While many people think of farm-to-table cuisine as a style of “New American” cooking, Mei and Yiting serve farm-to-table Chinese and pan-Asian cuisine at Wonder Kitchen. It’s a singular but significant approach that will hopefully enhance and increase the sustainability of the Lehigh Valley’s complex food system for years to come. •
Wonder Kitchen | Bethlehem | 610.849.2682
Wonder Garden | Hellertown | 3565 Reservoir Road
Sushi Ginger
Ingredients
- 7 ounces young ginger root
- ½ cup rice vinegar
- ¼ cup water
- 5 tablespoons sugar
- 1½ teaspoons salt
Instructions
- Peel the young ginger using the back of a knife or a spoon.
- Slice the ginger paper-thin using a mandoline, vegetable peeler, or a very sharp knife and a steady hand.

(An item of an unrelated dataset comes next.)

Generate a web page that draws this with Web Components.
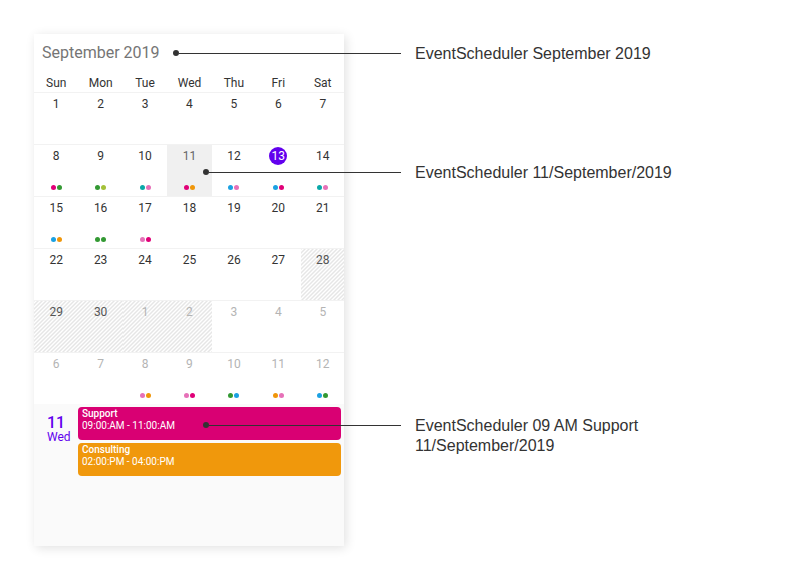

- Bring a medium pot of water to a boil. Add the ginger slices and boil for 2 minutes. If you want it spicier, boil the ginger for only 1 to 1½ minutes.
- Drain the ginger slices in a fine-mesh strainer, and then transfer them to a sterile pint-size (16-ounce) glass canning jar.
- Bring the vinegar, water, sugar, and salt to a boil in a small pot.
- Pour the mixture into the jar, then shake gently to evenly distribute the brine and remove any bubbles. Screw on the lid and seal tightly.
- Refrigerate for at least 2 hours, and then store in the refrigerator for up to 2 weeks. For room-temperature storage, first sterilize the jar and lid, and then seal in a steam canner for 10 minutes. Remove and let cool, then store on a pantry shelf for up to 1 year.